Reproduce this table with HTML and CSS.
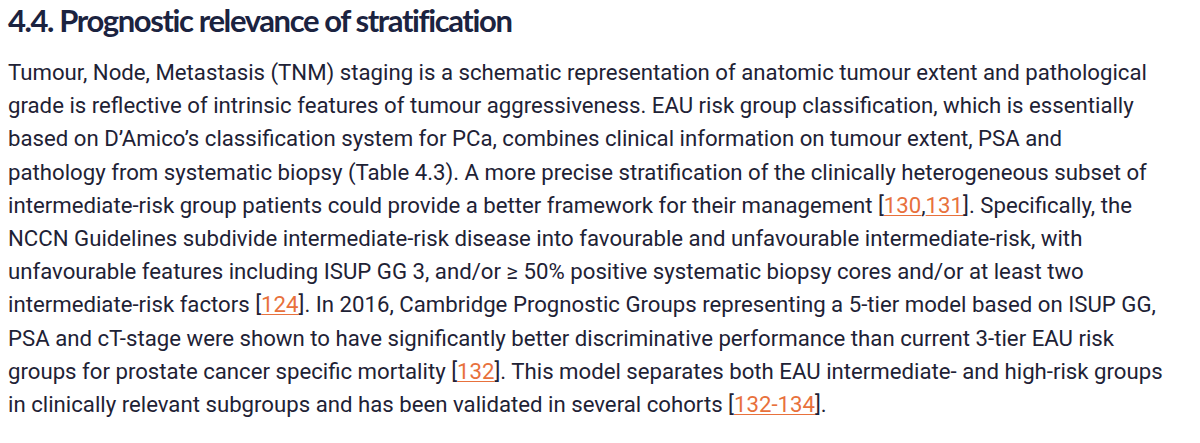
FILE: index.html
```html
<!DOCTYPE html>
<html>
<head>
<meta charset="utf-8">
<link rel="stylesheet" href="styles.css">
</head>
<body>
<main class="section">
<h2 class="section-title">4.4. Prognostic relevance of stratification</h2>
<p class="body-text">Tumour, Node, Metastasis (TNM) staging is a schematic representation of anatomic tumour extent and pathological<br>
grade is reflective of intrinsic features of tumour aggressiveness. EAU risk group classification, which is essentially<br>
based on D’Amico’s classification system for PCa, combines clinical information on tumour extent, PSA and<br>
pathology from systematic biopsy (Table 4.3). A more precise stratification of the clinically heterogeneous subset of<br>
intermediate-risk group patients could provide a better framework for their management [<a class="ref" href="#">130</a>,<a class="ref" href="#">131</a>]. Specifically, the<br>
NCCN Guidelines subdivide intermediate-risk disease into favourable and unfavourable intermediate-risk, with<br>
unfavourable features including ISUP GG 3, and/or ≥ 50% positive systematic biopsy cores and/or at least two<br>
intermediate-risk factors [<a class="ref" href="#">124</a>]. In 2016, Cambridge Prognostic Groups representing a 5-tier model based on ISUP GG,<br>
PSA and cT-stage were shown to have significantly better discriminative performance than current 3-tier EAU risk<br>
groups for prostate cancer specific mortality [<a class="ref" href="#">132</a>]. This model separates both EAU intermediate- and high-risk groups<br>
in clinically relevant subgroups and has been validated in several cohorts [<a class="ref" href="#">132-134</a>].</p>
</main>
</body>
</html>
```
FILE: styles.css
```css
html, body {
  margin: 0;
  padding: 0;
  background: #ffffff;
}
.section {
  padding: 0 8px;
  width: 1190px;
  box-sizing: border-box;
}
.section-title {
  margin: 0;
  font-family: Lato, "Open Sans", sans-serif;
  font-weight: 700;
  font-size: 31px;
  letter-spacing: -1.4px;
  line-height: 40px;
  color: #1b2340;
}
.body-text {
  margin: 16px 0 0 0;
  font-family: Roboto, "Liberation Sans", sans-serif;
  font-size: 22.2px;
  line-height: 33.2px;
  color: #1e2235;
  white-space: nowrap;
}
.ref {
  color: #e8713c;
  text-decoration: underline;
  text-decoration-thickness: 1px;
  text-underline-offset: 2px;
}
```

══════

Work to be completed
Omit every picture while copying the listing above exactly.

Final result
Reproduce this table with HTML and CSS.
FILE: index.html
```html
<!DOCTYPE html>
<html>
<head>
<meta charset="utf-8">
<link rel="stylesheet" href="styles.css">
</head>
<body>
<main class="section">
<h2 class="section-title">4.4. Prognostic relevance of stratification</h2>
<p class="body-text">Tumour, Node, Metastasis (TNM) staging is a schematic representation of anatomic tumour extent and pathological<br>
grade is reflective of intrinsic features of tumour aggressiveness. EAU risk group classification, which is essentially<br>
based on D’Amico’s classification system for PCa, combines clinical information on tumour extent, PSA and<br>
pathology from systematic biopsy (Table 4.3). A more precise stratification of the clinically heterogeneous subset of<br>
intermediate-risk group patients could provide a better framework for their management [<a class="ref" href="#">130</a>,<a class="ref" href="#">131</a>]. Specifically, the<br>
NCCN Guidelines subdivide intermediate-risk disease into favourable and unfavourable intermediate-risk, with<br>
unfavourable features including ISUP GG 3, and/or ≥ 50% positive systematic biopsy cores and/or at least two<br>
intermediate-risk factors [<a class="ref" href="#">124</a>]. In 2016, Cambridge Prognostic Groups representing a 5-tier model based on ISUP GG,<br>
PSA and cT-stage were shown to have significantly better discriminative performance than current 3-tier EAU risk<br>
groups for prostate cancer specific mortality [<a class="ref" href="#">132</a>]. This model separates both EAU intermediate- and high-risk groups<br>
in clinically relevant subgroups and has been validated in several cohorts [<a class="ref" href="#">132-134</a>].</p>
</main>
</body>
</html>
```
FILE: styles.css
```css
html, body {
  margin: 0;
  padding: 0;
  background: #ffffff;
}
.section {
  padding: 0 8px;
  width: 1190px;
  box-sizing: border-box;
}
.section-title {
  margin: 0;
  font-family: Lato, "Open Sans", sans-serif;
  font-weight: 700;
  font-size: 31px;
  letter-spacing: -1.4px;
  line-height: 40px;
  color: #1b2340;
}
.body-text {
  margin: 16px 0 0 0;
  font-family: Roboto, "Liberation Sans", sans-serif;
  font-size: 22.2px;
  line-height: 33.2px;
  color: #1e2235;
  white-space: nowrap;
}
.ref {
  color: #e8713c;
  text-decoration: underline;
  text-decoration-thickness: 1px;
  text-underline-offset: 2px;
}
```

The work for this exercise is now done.